A Walk-Through of String Search Algorithms
A walk-through of how some of the popular string-search algorithms work with a focus on the well-known Boyer-Moore and Robin-Karp algorithms.
We often don’t think about string-searching algorithms, but they play an incredibly important role in the real world. From searching keywords in a web browser to filtering spam emails, these algorithms power countless applications. Without efficient string-searching techniques, tasks we take for granted would be computationally expensive and time-consuming. Some of these algorithms form the backbone of modern computing, so we’ll dedicate this blog post to going through a few of them starting with my favorite: the Boyer-Moore algorithm.
Why do I love this algorithm so much? Will - this great explanation on why GNU grep is so fast pretty much sums it up:
Here's a quick summary of where GNU grep gets its speed.

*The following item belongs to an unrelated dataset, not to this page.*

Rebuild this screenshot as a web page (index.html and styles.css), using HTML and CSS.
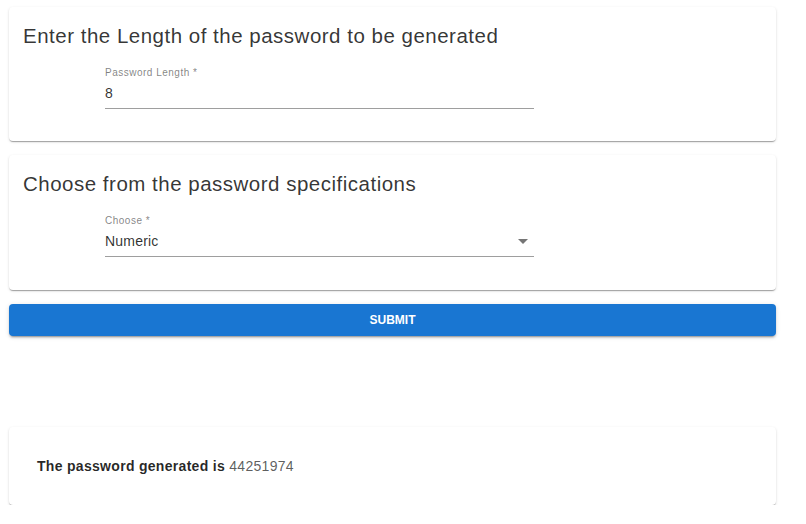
FILE: index.html
```html
<!DOCTYPE html>
<html lang="en">
<head>
<meta charset="utf-8">
<title>Password Generator</title>
<link rel="stylesheet" href="styles.css">
</head>
<body>
<main class="page">
  <section class="card">
    <h2 class="card-title">Enter the Length of the password to be generated</h2>
    <div class="field">
      <label class="field-label">Password Length *</label>
      <div class="field-input">8</div>
    </div>
  </section>
  <section class="card">
    <h2 class="card-title">Choose from the password specifications</h2>
    <div class="field">
      <label class="field-label">Choose *</label>
      <div class="field-input select">
        <span>Numeric</span>
        <svg class="arrow" width="10" height="5" viewBox="0 0 10 5"><path d="M0 0 L10 0 L5 5 Z" fill="#757575"/></svg>
      </div>
    </div>
  </section>
  <button class="submit">SUBMIT</button>
  <section class="card result">
    <p class="result-text"><strong>The password generated is</strong> <span class="pw">44251974</span></p>
  </section>
</main>
</body>
</html>
```

FILE: styles.css
```css
html, body {
  margin: 0;
  padding: 0;
  background: #fff;
  font-family: "Liberation Sans", Arial, sans-serif;
}
.page {
  padding: 7px 30px 0 9px;
  display: flex;
  flex-direction: column;
}
.card {
  background: #fff;
  border-radius: 4px;
  box-shadow: 0 2px 1px -1px rgba(0,0,0,0.2), 0 1px 1px 0 rgba(0,0,0,0.14), 0 1px 3px 0 rgba(0,0,0,0.12);
  padding: 17px 14px 0 14px;
  height: 134px;
  box-sizing: border-box;
}
.card + .card { margin-top: 14px; }
.card:nth-child(2) { height: 135px; }
.card-title {
  margin: 0;
  font-size: 20.5px;
  line-height: 24px;
  font-weight: 400;
  letter-spacing: 0.5px;
  color: rgba(0,0,0,0.8);
}
.field {
  margin: 19px 0 0 82px;
  width: 429px;
  display: flex;
  flex-direction: column;
}
.field-label {
  font-size: 10px;
  line-height: 12px;
  letter-spacing: 0.5px;
  color: rgba(0,0,0,0.5);
}
.field-input {
  font-size: 14px;
  line-height: 18px;
  letter-spacing: 0.2px;
  padding: 5px 0 6px;
  color: rgba(0,0,0,0.82);
  border-bottom: 1px solid rgba(0,0,0,0.38);
}
.select {
  display: flex;
  justify-content: space-between;
  align-items: center;
}
.arrow { margin-right: 6px; }
.submit {
  margin-top: 14px;
  height: 32px;
  border: none;
  border-radius: 4px;
  background: #1976d2;
  color: #fff;
  font-family: "Liberation Sans", Arial, sans-serif;
  font-size: 12px;
  font-weight: 700;
  box-shadow: 0 3px 1px -2px rgba(0,0,0,0.2), 0 2px 2px 0 rgba(0,0,0,0.14), 0 1px 5px 0 rgba(0,0,0,0.12);
}
.card.result {
  margin-top: 91px;
  height: 78px;
  padding: 0 28px;
  display: flex;
  align-items: center;
}
.result-text {
  margin: 0;
  font-size: 14px;
  letter-spacing: 0.3px;
  color: rgba(0,0,0,0.85);
}
.result-text strong { font-weight: 700; }
.pw { color: rgba(0,0,0,0.65); }
```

Hopefully you can carry these ideas over to BSD grep.
#1 trick: GNU grep is fast because it AVOIDS LOOKING AT EVERY INPUT BYTE.

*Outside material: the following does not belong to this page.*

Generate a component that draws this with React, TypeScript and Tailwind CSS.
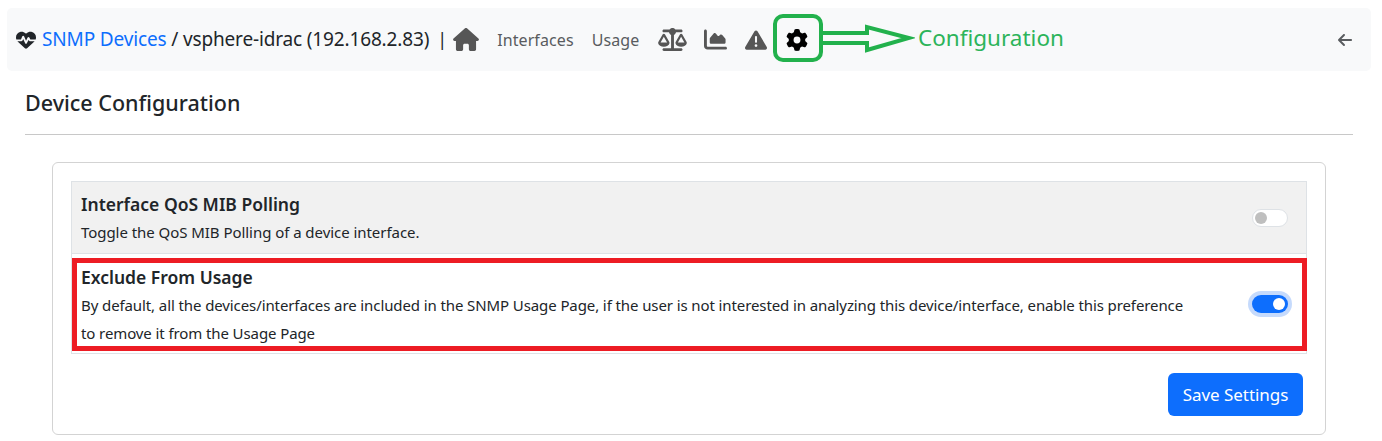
import { FaHeartPulse, FaHouse, FaScaleBalanced, FaChartArea, FaTriangleExclamation, FaGear, FaArrowLeft } from "react-icons/fa6";

export default function App() {
  return (
    <div className="relative h-[441px] w-[1382px] overflow-hidden bg-white font-['Noto_Sans','Open_Sans',sans-serif] text-[#212529]">
      <nav className="ml-[7px] mt-[8px] flex h-[63px] w-[1364px] items-center rounded-[5px] bg-[#f8f9fa] pl-[9px] pr-[18px]">
        <FaHeartPulse className="h-[20px] w-[20px] shrink-0 text-[#212529]" />
        <span className="ml-[6px] whitespace-nowrap text-[19px] tracking-[-0.15px]">
          <span className="text-[#0d6efd]">SNMP Devices</span> / vsphere-idrac (192.168.2.83)
        </span>
        <span className="ml-[8px] text-[18px]">|</span>
        <FaHouse className="ml-[6px] h-[23px] w-[26px] shrink-0 text-[#565656]" />
        <span className="ml-[18px] text-[16px] tracking-[0.1px] text-[#595c5f]">Interfaces</span>
        <span className="ml-[18px] text-[16px] tracking-[0.1px] text-[#595c5f]">Usage</span>
        <FaScaleBalanced className="ml-[19px] h-[23px] w-[29px] shrink-0 text-[#565656]" />
        <FaChartArea className="ml-[17px] h-[23px] w-[23px] shrink-0 text-[#565656]" />
        <FaTriangleExclamation className="ml-[18px] h-[22px] w-[22px] shrink-0 text-[#565656]" />
        <FaGear className="ml-[19px] h-[22px] w-[22px] shrink-0 text-black" />
        <FaArrowLeft className="ml-auto h-[16px] w-[16px] shrink-0 text-[#595c5f]" />
      </nav>

      <main className="px-[25px]">
        <h1 className="pt-[17px] text-[21.5px] font-medium leading-[30px]">Device Configuration</h1>
        <hr className="mt-[16px] w-[1328px] border-t border-[#c8c8c8]" />

        <section className="ml-[27px] mt-[27px] h-[273px] w-[1274px] rounded-[6px] border border-[#d3d3d3] px-[18px] pt-[18px]">
          <div className="flex h-[73px] items-center justify-between border border-[#dee2e6] bg-[#f1f1f1] pl-[9px] pr-[18px]">
            <div>
              <div className="text-[17.5px] font-semibold leading-[24px]">Interface QoS MIB Polling</div>
              <div className="mt-[4px] text-[15px] leading-[24px] tracking-[-0.05px]">Toggle the QoS MIB Polling of a device interface.</div>
            </div>
            <div className="flex h-[18px] w-[36px] items-center rounded-full border border-[#dee2e6] bg-white px-[2px]">
              <div className="h-[12px] w-[12px] rounded-full bg-[#bfbfbf]" />
            </div>
          </div>
          <div className="flex h-[100px] items-center justify-between border-x border-b border-[#dee2e6] pl-[9px] pr-[18px] pt-[5px]">
            <div className="w-[1108px]">
              <div className="text-[17.5px] font-semibold leading-[24px]">Exclude From Usage</div>
              <div className="mt-[2px] text-[15px] leading-[28px] tracking-[-0.1px]">
                By default, all the devices/interfaces are included in the SNMP Usage Page, if the user is not interested in analyzing this device/interface, enable this preference to remove it from the Usage Page
              </div>
            </div>
            <div className="mb-[5px] flex h-[18px] w-[36px] items-center justify-end rounded-full bg-[#0d6efd] px-[3px] shadow-[0_0_0_4px_#c5dafc]">
              <div className="h-[12px] w-[12px] rounded-full bg-white" />
            </div>
          </div>
          <div className="mt-[19px] flex justify-end pr-[4px]">
            <button className="h-[43px] w-[135px] rounded-[6px] bg-[#0d6efd] text-[17px] tracking-[-0.05px] text-white">Save Settings</button>
          </div>
        </section>
      </main>

      {/* annotations */}
      <div className="absolute left-[773px] top-[14px] h-[48px] w-[50px] rounded-[10px] border-[4px] border-[#22b14c]" />
      <svg className="absolute left-[823px] top-[22px]" width="92" height="34" viewBox="0 0 92 34" fill="none" stroke="#22b14c" strokeWidth="4">
        <path d="M0 11 H44 V5 L86 16 L44 28 V21 H0" />
      </svg>
      <span className="absolute left-[918px] top-[22px] text-[22.5px] leading-[32px] text-[#2db45a]">Configuration</span>
      <div className="absolute left-[72px] top-[258px] h-[93px] w-[1235px] border-[5px] border-[#ed1c24]" />
    </div>
  );
}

#2 trick: GNU grep is fast because it EXECUTES VERY FEW INSTRUCTIONS FOR EACH BYTE that it *does* look at.
GNU grep uses the well-known Boyer-Moore algorithm, which looks first for the final letter of the target string, and uses a lookup table to tell it how far ahead it can skip in the input whenever it finds a non-matching character.
GNU grep also unrolls the inner loop of Boyer-Moore, and sets up the Boyer-Moore delta table entries in such a way that it doesn't need to do the loop exit test at every unrolled step. The result of this is that, in the limit, GNU grep averages fewer than 3 x86 instructions executed for each input byte it actually looks at (and it skips many bytes entirely).

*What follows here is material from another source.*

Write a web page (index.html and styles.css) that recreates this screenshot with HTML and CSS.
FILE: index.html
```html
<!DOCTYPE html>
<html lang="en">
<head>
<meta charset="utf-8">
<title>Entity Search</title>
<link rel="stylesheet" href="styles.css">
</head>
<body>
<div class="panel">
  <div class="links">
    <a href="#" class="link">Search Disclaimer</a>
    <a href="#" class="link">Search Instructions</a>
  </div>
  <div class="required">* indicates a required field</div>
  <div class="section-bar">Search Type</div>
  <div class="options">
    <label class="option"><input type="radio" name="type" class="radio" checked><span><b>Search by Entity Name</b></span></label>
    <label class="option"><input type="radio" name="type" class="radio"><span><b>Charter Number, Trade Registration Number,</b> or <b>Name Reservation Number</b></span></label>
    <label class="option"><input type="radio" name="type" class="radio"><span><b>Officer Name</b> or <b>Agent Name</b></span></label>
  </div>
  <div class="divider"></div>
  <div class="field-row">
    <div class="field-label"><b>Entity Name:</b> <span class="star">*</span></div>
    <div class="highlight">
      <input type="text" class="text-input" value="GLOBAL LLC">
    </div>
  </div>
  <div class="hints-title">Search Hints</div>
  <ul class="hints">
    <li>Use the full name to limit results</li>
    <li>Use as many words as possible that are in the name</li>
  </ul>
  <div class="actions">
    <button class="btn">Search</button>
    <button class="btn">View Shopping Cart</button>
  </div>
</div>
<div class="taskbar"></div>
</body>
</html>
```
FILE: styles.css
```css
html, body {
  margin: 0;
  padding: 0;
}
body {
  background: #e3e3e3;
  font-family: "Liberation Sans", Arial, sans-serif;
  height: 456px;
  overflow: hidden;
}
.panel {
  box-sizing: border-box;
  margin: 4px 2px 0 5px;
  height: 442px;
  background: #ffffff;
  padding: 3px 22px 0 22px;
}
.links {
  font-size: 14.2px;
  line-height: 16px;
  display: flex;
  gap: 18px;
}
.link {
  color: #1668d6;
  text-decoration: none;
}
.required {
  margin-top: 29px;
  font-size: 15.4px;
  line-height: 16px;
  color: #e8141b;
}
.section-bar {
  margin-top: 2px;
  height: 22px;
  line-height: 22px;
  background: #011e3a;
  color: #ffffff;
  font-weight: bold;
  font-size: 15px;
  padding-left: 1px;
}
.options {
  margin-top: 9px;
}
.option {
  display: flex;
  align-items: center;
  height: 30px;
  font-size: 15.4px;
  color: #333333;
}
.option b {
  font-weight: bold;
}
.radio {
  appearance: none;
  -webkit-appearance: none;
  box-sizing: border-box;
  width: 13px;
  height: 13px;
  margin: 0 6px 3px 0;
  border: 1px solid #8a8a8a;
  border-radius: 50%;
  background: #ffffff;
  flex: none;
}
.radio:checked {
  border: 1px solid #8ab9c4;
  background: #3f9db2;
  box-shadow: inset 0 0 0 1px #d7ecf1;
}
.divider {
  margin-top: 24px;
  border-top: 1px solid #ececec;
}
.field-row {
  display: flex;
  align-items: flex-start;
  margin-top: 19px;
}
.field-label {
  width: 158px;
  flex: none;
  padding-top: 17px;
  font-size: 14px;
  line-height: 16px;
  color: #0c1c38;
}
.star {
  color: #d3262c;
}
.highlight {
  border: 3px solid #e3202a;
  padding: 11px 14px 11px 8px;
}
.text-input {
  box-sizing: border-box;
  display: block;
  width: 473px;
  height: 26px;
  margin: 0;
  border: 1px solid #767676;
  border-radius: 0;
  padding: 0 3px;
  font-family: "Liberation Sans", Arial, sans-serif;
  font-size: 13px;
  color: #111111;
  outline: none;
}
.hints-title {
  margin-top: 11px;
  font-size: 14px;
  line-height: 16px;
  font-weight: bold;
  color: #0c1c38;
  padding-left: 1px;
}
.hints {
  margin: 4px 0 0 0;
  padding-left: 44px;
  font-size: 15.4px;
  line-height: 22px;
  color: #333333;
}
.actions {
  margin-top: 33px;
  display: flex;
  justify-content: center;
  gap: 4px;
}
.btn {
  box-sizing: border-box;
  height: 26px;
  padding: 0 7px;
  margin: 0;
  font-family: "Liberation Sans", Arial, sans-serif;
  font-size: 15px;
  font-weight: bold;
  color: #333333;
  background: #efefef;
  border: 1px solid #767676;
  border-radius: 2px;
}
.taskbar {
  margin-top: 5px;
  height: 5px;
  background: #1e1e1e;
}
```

The linked post is relatively short and does a great job in summarizing why grep is lightning fast, so I recommend you read all of the content, but in sum - the Boyer-Moore algorithm plays a vital role in making the sub-string or string-search process efficient. It does this by avoiding unnecessary work. How exactly this is done is explained below.
The Boyer-Moore Algorithm
Invented by Robert S. Boyer and J Strother Moore in 1977, this algorithm revolutionized string searching by introducing clever heuristics to drastically reduce the number of comparisons required. Unlike straightforward methods like the naïve approach (which checks every position in the text sequentially), the Boyer-Moore algorithm leverages mismatches to skip over large sections of the text.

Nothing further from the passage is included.